From: KAMEZAWA Hiroyuki
Date: Fri Jun 10 2011 - 04:47:00 EST


On Fri, 10 Jun 2011 10:12:19 +0200
Michal Hocko <mhocko@xxxxxxx> wrote:

> On Thu 09-06-11 09:30:45, KAMEZAWA Hiroyuki wrote:
> > From 0ebd8a90a91d50c512e7c63e5529a22e44e84c42 Mon Sep 17 00:00:00 2001
> > From: KAMEZAWA Hiroyuki <kamezawa.hiroyu@xxxxxxxxxxxxxx>
> > Date: Wed, 8 Jun 2011 13:51:11 +0900
> > Subject: [PATCH] Fix behavior of per-cpu charge cache draining in memcg.
> >
> > For performance, memory cgroup caches some "charge" from res_counter
> > into per cpu cache. This works well but because it's cache,
> > it needs to be flushed in some cases. Typical cases are
> > 1. when someone hit limit.
> > 2. when rmdir() is called and need to charges to be 0.
> >
> > But "1" has problem.
> >
> > Recently, with large SMP machines, we many kworker runs because
> > of flushing memcg's cache.

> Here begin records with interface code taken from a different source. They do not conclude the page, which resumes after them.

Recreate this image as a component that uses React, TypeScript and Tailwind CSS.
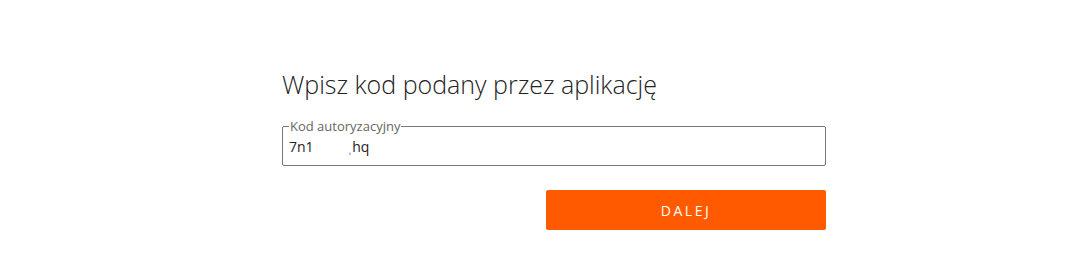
import React from 'react';

export default function App() {
  return (
    <div className="w-[1085px] h-[269px] bg-white" style={{ fontFamily: '"Open Sans", sans-serif' }}>
      <div className="ml-[282px] w-[544px] pt-[66px]">
        <h1 className="text-[25px] font-light leading-[36px] text-[#222]">Wpisz kod podany przez aplikację</h1>
        <fieldset className="mt-[18px] h-[46px] border border-[#777] rounded-[2px] px-[6px]">
          <legend className="px-[1px] text-[13px] leading-[12px] text-[#666]">Kod autoryzacyjny</legend>
          <div className="mt-[5px] text-[14px] leading-[20px] text-[#222]">
            7n1<span className="inline-block w-[34px]" /><span className="text-[#2f6fd6]">ˌ</span>hq
          </div>
        </fieldset>
        <div className="flex justify-end mt-[24px]">
          <button className="w-[280px] h-[40px] rounded-[2px] bg-[#ff5a00] text-white text-[14px] tracking-[2.5px]">DALEJ</button>
        </div>
      </div>
    </div>
  );
}
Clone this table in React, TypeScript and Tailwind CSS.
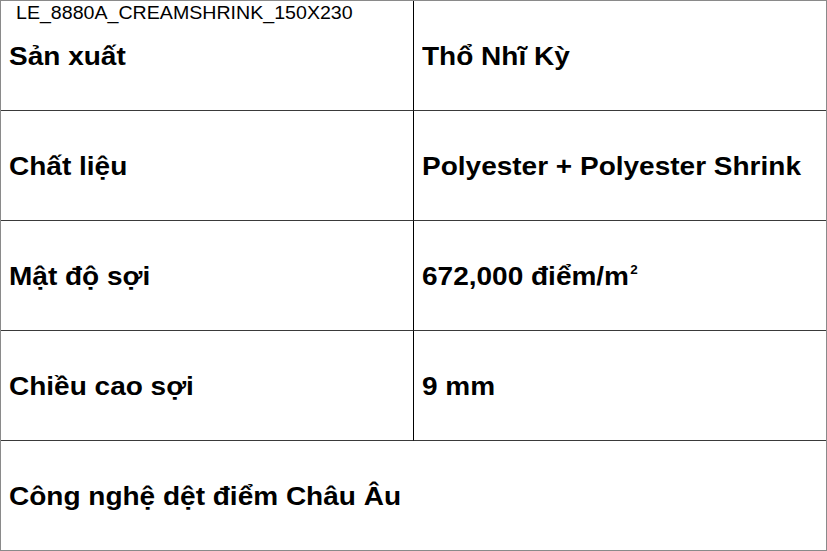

Bad things in implementation are
> >
> > a) it's called before calling try_to_free_mem_cgroup_pages()
> > so, it's called immidiately when a task hit limit.
> > (I though it was better to avoid to run into memory reclaim.
> > But it was wrong decision.)
> >
> > b) Even if a cpu contains a cache for memcg not related to
> > a memcg which hits limit, drain code is called.
> >
> > This patch fixes a) and b) by
> >
> > A) delay calling of flushing until one run of try_to_free...
> > Then, the number of calling is decreased.
> > B) check percpu cache contains a useful data or not.
> > plus
> > C) check asynchronous percpu draining doesn't run.
> >
> > BTW, why this patch relpaces atomic_t counter with mutex is
> > to guarantee a memcg which is pointed by stock->cacne is
> > not destroyed while we check css_id.
> >
> > Reported-by: Ying Han <yinghan@xxxxxxxxxx>
> > Reviewed-by: Michal Hocko <mhocko@xxxxxxx>
> > Signed-off-by: KAMEZAWA Hiroyuki <kamezawa.hiroyu@xxxxxxxxxxxxxx>
> >
> > Changelog:
> > - fixed typo.
> > - fixed rcu_read_lock() and add strict mutal execution between
> > asynchronous and synchronous flushing. It's requred for validness
> > of cached pointer.
> > - add root_mem->use_hierarchy check.
> > ---
> > mm/memcontrol.c | 54 +++++++++++++++++++++++++++++++++++-------------------
> > 1 files changed, 35 insertions(+), 19 deletions(-)
> >
> > diff --git a/mm/memcontrol.c b/mm/memcontrol.c
> > index bd9052a..3baddcb 100644
> > --- a/mm/memcontrol.c
> > +++ b/mm/memcontrol.c
> [...]
> > static struct mem_cgroup_per_zone *
> > mem_cgroup_zoneinfo(struct mem_cgroup *mem, int nid, int zid)
> > @@ -1670,8 +1670,6 @@ static int mem_cgroup_hierarchical_reclaim(struct mem_cgroup *root_mem,
> > victim = mem_cgroup_select_victim(root_mem);
> > if (victim == root_mem) {
> > loop++;
> > - if (loop >= 1)
> > - drain_all_stock_async();
> > if (loop >= 2) {
> > /*
> > * If we have not been able to reclaim
> > @@ -1723,6 +1721,7 @@ static int mem_cgroup_hierarchical_reclaim(struct mem_cgroup *root_mem,
> > return total;
> > } else if (mem_cgroup_margin(root_mem))
> > return total;
> > + drain_all_stock_async(root_mem);
> > }
> > return total;
> > }
>
> I still think that we pointlessly reclaim even though we could have a
> lot of pages pre-charged in the cache (the more CPUs we have the more
> significant this might be).

The more CPUs, the more scan cost for each per-cpu memory, which makes
cache-miss.

I know placement of drain_all_stock_async() is not big problem on my host,
which has 2socket/8core cpus. But, assuming 1000+ cpu host,
"when you hit limit, you'll see 1000*128bytes cache miss and need to call test_and_set for 1000+ cpus in bad case." doesn't seem much win.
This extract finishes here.